=== Challenge ===
Write the listing below out again exactly, dropping the images.

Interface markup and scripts

• • • •

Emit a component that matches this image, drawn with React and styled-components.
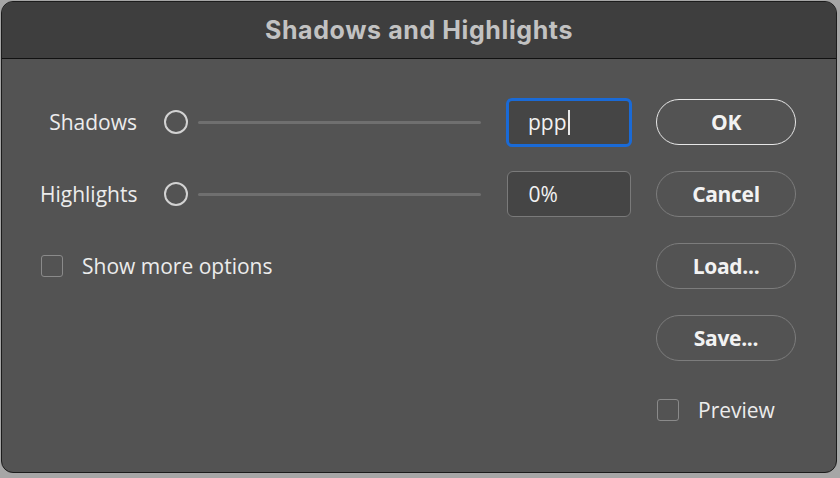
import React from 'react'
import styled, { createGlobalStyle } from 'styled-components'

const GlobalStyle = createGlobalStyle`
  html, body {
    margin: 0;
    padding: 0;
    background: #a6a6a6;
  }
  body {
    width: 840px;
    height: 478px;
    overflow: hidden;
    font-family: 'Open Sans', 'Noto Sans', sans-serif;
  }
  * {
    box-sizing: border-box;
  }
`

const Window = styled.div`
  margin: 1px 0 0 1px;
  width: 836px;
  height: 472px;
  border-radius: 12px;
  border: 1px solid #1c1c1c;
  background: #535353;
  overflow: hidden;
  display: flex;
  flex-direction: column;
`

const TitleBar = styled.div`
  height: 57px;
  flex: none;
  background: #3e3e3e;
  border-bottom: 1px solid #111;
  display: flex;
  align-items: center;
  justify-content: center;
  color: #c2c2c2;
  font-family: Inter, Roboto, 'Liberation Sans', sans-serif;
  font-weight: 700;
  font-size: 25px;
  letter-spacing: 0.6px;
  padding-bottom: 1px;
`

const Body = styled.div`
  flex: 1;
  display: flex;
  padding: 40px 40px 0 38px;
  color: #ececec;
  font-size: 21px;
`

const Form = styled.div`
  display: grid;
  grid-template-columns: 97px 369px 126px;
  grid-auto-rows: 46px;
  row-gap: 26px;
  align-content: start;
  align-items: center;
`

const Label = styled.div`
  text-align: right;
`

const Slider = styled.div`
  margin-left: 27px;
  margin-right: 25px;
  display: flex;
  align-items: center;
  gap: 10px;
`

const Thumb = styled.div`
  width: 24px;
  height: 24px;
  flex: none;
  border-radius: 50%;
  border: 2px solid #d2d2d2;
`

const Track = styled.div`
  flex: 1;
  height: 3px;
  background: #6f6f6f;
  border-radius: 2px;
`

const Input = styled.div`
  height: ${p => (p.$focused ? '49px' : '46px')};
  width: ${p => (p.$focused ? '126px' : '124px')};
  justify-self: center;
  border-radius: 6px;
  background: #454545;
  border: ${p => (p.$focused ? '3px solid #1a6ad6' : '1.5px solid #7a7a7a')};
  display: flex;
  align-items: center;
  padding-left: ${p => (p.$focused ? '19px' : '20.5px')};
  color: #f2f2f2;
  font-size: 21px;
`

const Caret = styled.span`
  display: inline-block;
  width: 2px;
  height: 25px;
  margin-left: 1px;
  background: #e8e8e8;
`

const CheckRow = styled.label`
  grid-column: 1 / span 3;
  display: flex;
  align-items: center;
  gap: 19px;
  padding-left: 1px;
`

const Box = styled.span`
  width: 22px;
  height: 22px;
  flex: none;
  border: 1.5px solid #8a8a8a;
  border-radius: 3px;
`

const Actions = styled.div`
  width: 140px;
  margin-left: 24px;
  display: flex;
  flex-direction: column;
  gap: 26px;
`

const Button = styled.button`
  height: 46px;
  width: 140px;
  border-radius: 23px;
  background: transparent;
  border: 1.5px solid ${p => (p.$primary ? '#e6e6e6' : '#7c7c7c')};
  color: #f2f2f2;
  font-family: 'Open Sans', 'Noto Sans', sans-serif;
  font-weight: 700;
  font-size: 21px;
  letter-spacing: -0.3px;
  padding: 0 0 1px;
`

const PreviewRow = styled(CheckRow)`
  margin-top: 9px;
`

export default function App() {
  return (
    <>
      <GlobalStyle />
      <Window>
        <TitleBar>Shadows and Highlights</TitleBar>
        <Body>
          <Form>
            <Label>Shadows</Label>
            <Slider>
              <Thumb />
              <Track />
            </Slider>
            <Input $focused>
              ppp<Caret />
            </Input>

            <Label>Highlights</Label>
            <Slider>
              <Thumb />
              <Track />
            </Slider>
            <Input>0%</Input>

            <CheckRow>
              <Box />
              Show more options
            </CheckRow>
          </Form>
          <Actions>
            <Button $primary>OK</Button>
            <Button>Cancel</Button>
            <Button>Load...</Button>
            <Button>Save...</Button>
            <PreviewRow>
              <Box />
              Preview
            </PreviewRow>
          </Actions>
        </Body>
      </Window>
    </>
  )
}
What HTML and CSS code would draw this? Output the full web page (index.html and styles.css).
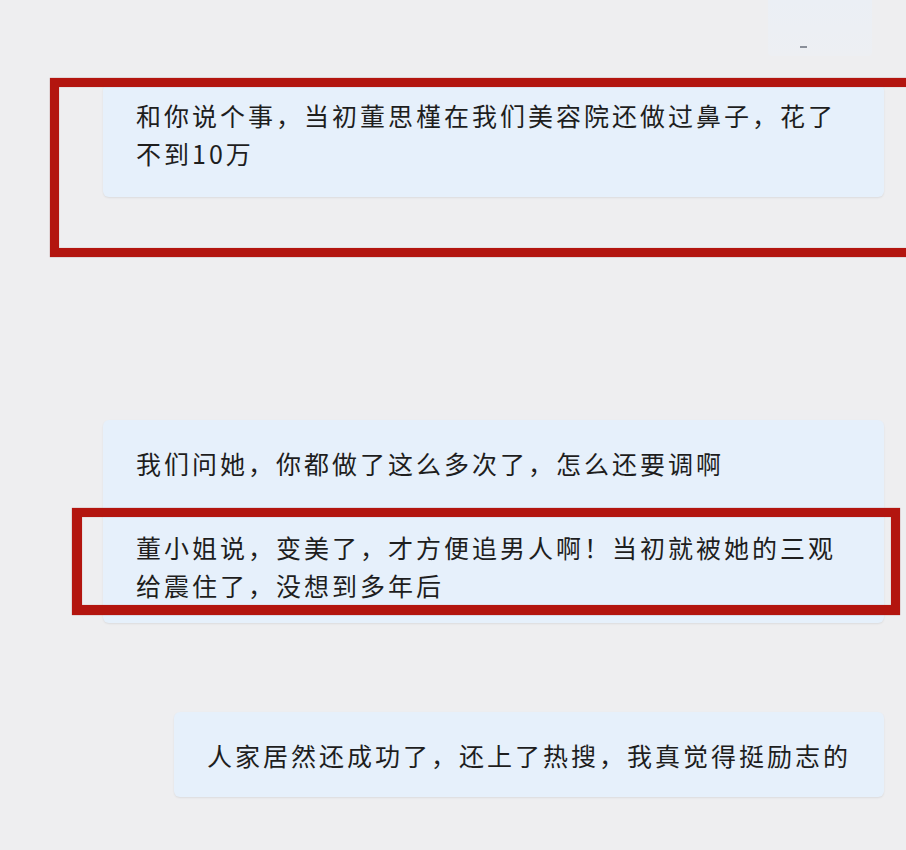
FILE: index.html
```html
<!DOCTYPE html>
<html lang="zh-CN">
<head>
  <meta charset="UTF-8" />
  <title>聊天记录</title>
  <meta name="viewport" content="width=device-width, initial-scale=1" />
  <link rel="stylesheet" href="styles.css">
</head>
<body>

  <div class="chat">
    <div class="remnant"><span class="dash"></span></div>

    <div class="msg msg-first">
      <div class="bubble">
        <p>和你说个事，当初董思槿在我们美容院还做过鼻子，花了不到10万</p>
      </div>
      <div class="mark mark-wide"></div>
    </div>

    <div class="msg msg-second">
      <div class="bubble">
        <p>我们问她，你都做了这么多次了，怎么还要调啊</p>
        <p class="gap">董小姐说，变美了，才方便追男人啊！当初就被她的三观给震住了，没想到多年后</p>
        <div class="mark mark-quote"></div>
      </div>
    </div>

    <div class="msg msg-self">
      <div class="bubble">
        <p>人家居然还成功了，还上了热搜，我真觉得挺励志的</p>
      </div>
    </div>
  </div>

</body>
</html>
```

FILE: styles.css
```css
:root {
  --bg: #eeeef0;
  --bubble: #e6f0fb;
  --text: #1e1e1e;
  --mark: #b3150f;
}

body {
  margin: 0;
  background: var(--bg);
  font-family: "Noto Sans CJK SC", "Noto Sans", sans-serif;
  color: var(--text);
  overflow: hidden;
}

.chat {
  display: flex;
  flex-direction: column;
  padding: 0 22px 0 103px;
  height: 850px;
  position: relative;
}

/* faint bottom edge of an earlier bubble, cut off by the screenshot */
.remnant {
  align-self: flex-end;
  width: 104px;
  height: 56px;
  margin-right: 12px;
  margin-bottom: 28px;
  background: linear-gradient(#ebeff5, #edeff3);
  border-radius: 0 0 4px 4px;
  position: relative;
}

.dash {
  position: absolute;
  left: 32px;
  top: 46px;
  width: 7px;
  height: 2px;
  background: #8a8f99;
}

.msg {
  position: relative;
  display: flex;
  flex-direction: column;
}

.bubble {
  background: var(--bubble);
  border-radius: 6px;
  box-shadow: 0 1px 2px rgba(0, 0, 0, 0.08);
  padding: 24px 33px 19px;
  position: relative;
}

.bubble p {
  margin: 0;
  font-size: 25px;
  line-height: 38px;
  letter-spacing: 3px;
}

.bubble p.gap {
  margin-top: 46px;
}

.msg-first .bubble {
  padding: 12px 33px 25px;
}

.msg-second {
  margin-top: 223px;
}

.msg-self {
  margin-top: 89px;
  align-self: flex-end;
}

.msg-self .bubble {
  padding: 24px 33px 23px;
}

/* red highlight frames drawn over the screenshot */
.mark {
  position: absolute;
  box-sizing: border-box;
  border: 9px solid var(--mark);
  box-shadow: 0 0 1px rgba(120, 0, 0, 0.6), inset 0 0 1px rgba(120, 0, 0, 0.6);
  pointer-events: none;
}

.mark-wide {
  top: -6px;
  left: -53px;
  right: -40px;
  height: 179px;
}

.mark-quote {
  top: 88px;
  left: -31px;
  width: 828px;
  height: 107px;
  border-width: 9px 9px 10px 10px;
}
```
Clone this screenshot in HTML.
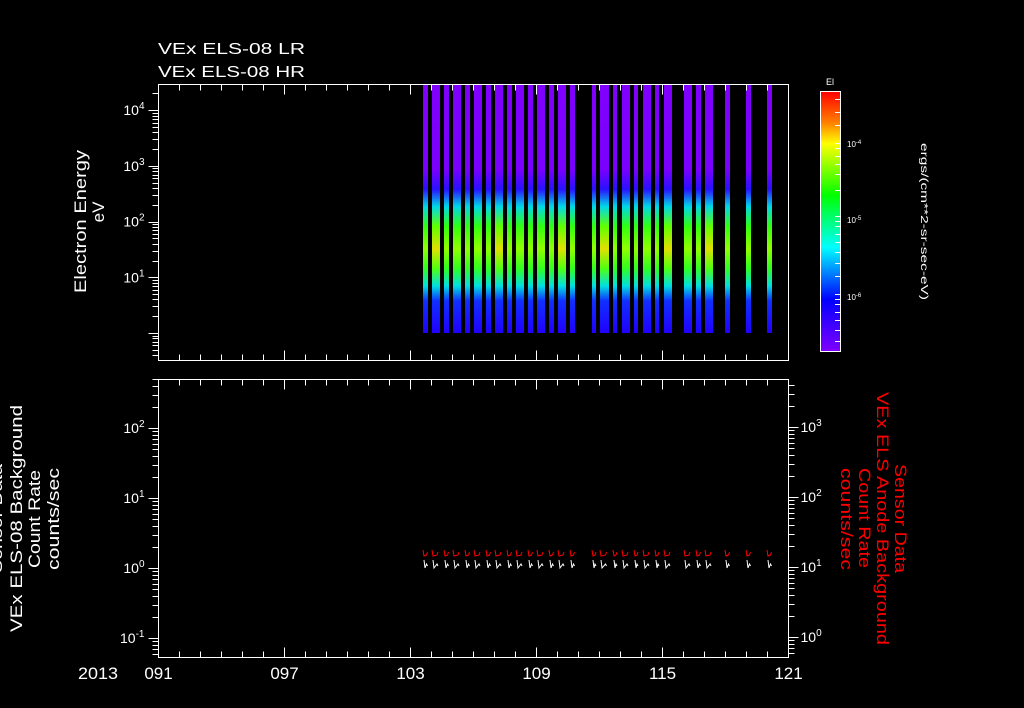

• • • •

=== Finished exercise ===
Emit a component that matches this image, drawn with React and styled-components.
import React from 'react'
import styled, { createGlobalStyle } from 'styled-components'

const GlobalStyle = createGlobalStyle`
  html, body {
    margin: 0;
    padding: 0;
    background: #a6a6a6;
  }
  body {
    width: 840px;
    height: 478px;
    overflow: hidden;
    font-family: 'Open Sans', 'Noto Sans', sans-serif;
  }
  * {
    box-sizing: border-box;
  }
`

const Window = styled.div`
  margin: 1px 0 0 1px;
  width: 836px;
  height: 472px;
  border-radius: 12px;
  border: 1px solid #1c1c1c;
  background: #535353;
  overflow: hidden;
  display: flex;
  flex-direction: column;
`

const TitleBar = styled.div`
  height: 57px;
  flex: none;
  background: #3e3e3e;
  border-bottom: 1px solid #111;
  display: flex;
  align-items: center;
  justify-content: center;
  color: #c2c2c2;
  font-family: Inter, Roboto, 'Liberation Sans', sans-serif;
  font-weight: 700;
  font-size: 25px;
  letter-spacing: 0.6px;
  padding-bottom: 1px;
`

const Body = styled.div`
  flex: 1;
  display: flex;
  padding: 40px 40px 0 38px;
  color: #ececec;
  font-size: 21px;
`

const Form = styled.div`
  display: grid;
  grid-template-columns: 97px 369px 126px;
  grid-auto-rows: 46px;
  row-gap: 26px;
  align-content: start;
  align-items: center;
`

const Label = styled.div`
  text-align: right;
`

const Slider = styled.div`
  margin-left: 27px;
  margin-right: 25px;
  display: flex;
  align-items: center;
  gap: 10px;
`

const Thumb = styled.div`
  width: 24px;
  height: 24px;
  flex: none;
  border-radius: 50%;
  border: 2px solid #d2d2d2;
`

const Track = styled.div`
  flex: 1;
  height: 3px;
  background: #6f6f6f;
  border-radius: 2px;
`

const Input = styled.div`
  height: ${p => (p.$focused ? '49px' : '46px')};
  width: ${p => (p.$focused ? '126px' : '124px')};
  justify-self: center;
  border-radius: 6px;
  background: #454545;
  border: ${p => (p.$focused ? '3px solid #1a6ad6' : '1.5px solid #7a7a7a')};
  display: flex;
  align-items: center;
  padding-left: ${p => (p.$focused ? '19px' : '20.5px')};
  color: #f2f2f2;
  font-size: 21px;
`

const Caret = styled.span`
  display: inline-block;
  width: 2px;
  height: 25px;
  margin-left: 1px;
  background: #e8e8e8;
`

const CheckRow = styled.label`
  grid-column: 1 / span 3;
  display: flex;
  align-items: center;
  gap: 19px;
  padding-left: 1px;
`

const Box = styled.span`
  width: 22px;
  height: 22px;
  flex: none;
  border: 1.5px solid #8a8a8a;
  border-radius: 3px;
`

const Actions = styled.div`
  width: 140px;
  margin-left: 24px;
  display: flex;
  flex-direction: column;
  gap: 26px;
`

const Button = styled.button`
  height: 46px;
  width: 140px;
  border-radius: 23px;
  background: transparent;
  border: 1.5px solid ${p => (p.$primary ? '#e6e6e6' : '#7c7c7c')};
  color: #f2f2f2;
  font-family: 'Open Sans', 'Noto Sans', sans-serif;
  font-weight: 700;
  font-size: 21px;
  letter-spacing: -0.3px;
  padding: 0 0 1px;
`

const PreviewRow = styled(CheckRow)`
  margin-top: 9px;
`

export default function App() {
  return (
    <>
      <GlobalStyle />
      <Window>
        <TitleBar>Shadows and Highlights</TitleBar>
        <Body>
          <Form>
            <Label>Shadows</Label>
            <Slider>
              <Thumb />
              <Track />
            </Slider>
            <Input $focused>
              ppp<Caret />
            </Input>

            <Label>Highlights</Label>
            <Slider>
              <Thumb />
              <Track />
            </Slider>
            <Input>0%</Input>

            <CheckRow>
              <Box />
              Show more options
            </CheckRow>
          </Form>
          <Actions>
            <Button $primary>OK</Button>
            <Button>Cancel</Button>
            <Button>Load...</Button>
            <Button>Save...</Button>
            <PreviewRow>
              <Box />
              Preview
            </PreviewRow>
          </Actions>
        </Body>
      </Window>
    </>
  )
}
What HTML and CSS code would draw this? Output the full web page (index.html and styles.css).
FILE: index.html
```html
<!DOCTYPE html>
<html lang="zh-CN">
<head>
  <meta charset="UTF-8" />
  <title>聊天记录</title>
  <meta name="viewport" content="width=device-width, initial-scale=1" />
  <link rel="stylesheet" href="styles.css">
</head>
<body>

  <div class="chat">
    <div class="remnant"><span class="dash"></span></div>

    <div class="msg msg-first">
      <div class="bubble">
        <p>和你说个事，当初董思槿在我们美容院还做过鼻子，花了不到10万</p>
      </div>
      <div class="mark mark-wide"></div>
    </div>

    <div class="msg msg-second">
      <div class="bubble">
        <p>我们问她，你都做了这么多次了，怎么还要调啊</p>
        <p class="gap">董小姐说，变美了，才方便追男人啊！当初就被她的三观给震住了，没想到多年后</p>
        <div class="mark mark-quote"></div>
      </div>
    </div>

    <div class="msg msg-self">
      <div class="bubble">
        <p>人家居然还成功了，还上了热搜，我真觉得挺励志的</p>
      </div>
    </div>
  </div>

</body>
</html>
```

FILE: styles.css
```css
:root {
  --bg: #eeeef0;
  --bubble: #e6f0fb;
  --text: #1e1e1e;
  --mark: #b3150f;
}

body {
  margin: 0;
  background: var(--bg);
  font-family: "Noto Sans CJK SC", "Noto Sans", sans-serif;
  color: var(--text);
  overflow: hidden;
}

.chat {
  display: flex;
  flex-direction: column;
  padding: 0 22px 0 103px;
  height: 850px;
  position: relative;
}

/* faint bottom edge of an earlier bubble, cut off by the screenshot */
.remnant {
  align-self: flex-end;
  width: 104px;
  height: 56px;
  margin-right: 12px;
  margin-bottom: 28px;
  background: linear-gradient(#ebeff5, #edeff3);
  border-radius: 0 0 4px 4px;
  position: relative;
}

.dash {
  position: absolute;
  left: 32px;
  top: 46px;
  width: 7px;
  height: 2px;
  background: #8a8f99;
}

.msg {
  position: relative;
  display: flex;
  flex-direction: column;
}

.bubble {
  background: var(--bubble);
  border-radius: 6px;
  box-shadow: 0 1px 2px rgba(0, 0, 0, 0.08);
  padding: 24px 33px 19px;
  position: relative;
}

.bubble p {
  margin: 0;
  font-size: 25px;
  line-height: 38px;
  letter-spacing: 3px;
}

.bubble p.gap {
  margin-top: 46px;
}

.msg-first .bubble {
  padding: 12px 33px 25px;
}

.msg-second {
  margin-top: 223px;
}

.msg-self {
  margin-top: 89px;
  align-self: flex-end;
}

.msg-self .bubble {
  padding: 24px 33px 23px;
}

/* red highlight frames drawn over the screenshot */
.mark {
  position: absolute;
  box-sizing: border-box;
  border: 9px solid var(--mark);
  box-shadow: 0 0 1px rgba(120, 0, 0, 0.6), inset 0 0 1px rgba(120, 0, 0, 0.6);
  pointer-events: none;
}

.mark-wide {
  top: -6px;
  left: -53px;
  right: -40px;
  height: 179px;
}

.mark-quote {
  top: 88px;
  left: -31px;
  width: 828px;
  height: 107px;
  border-width: 9px 9px 10px 10px;
}
```
Clone this screenshot in HTML.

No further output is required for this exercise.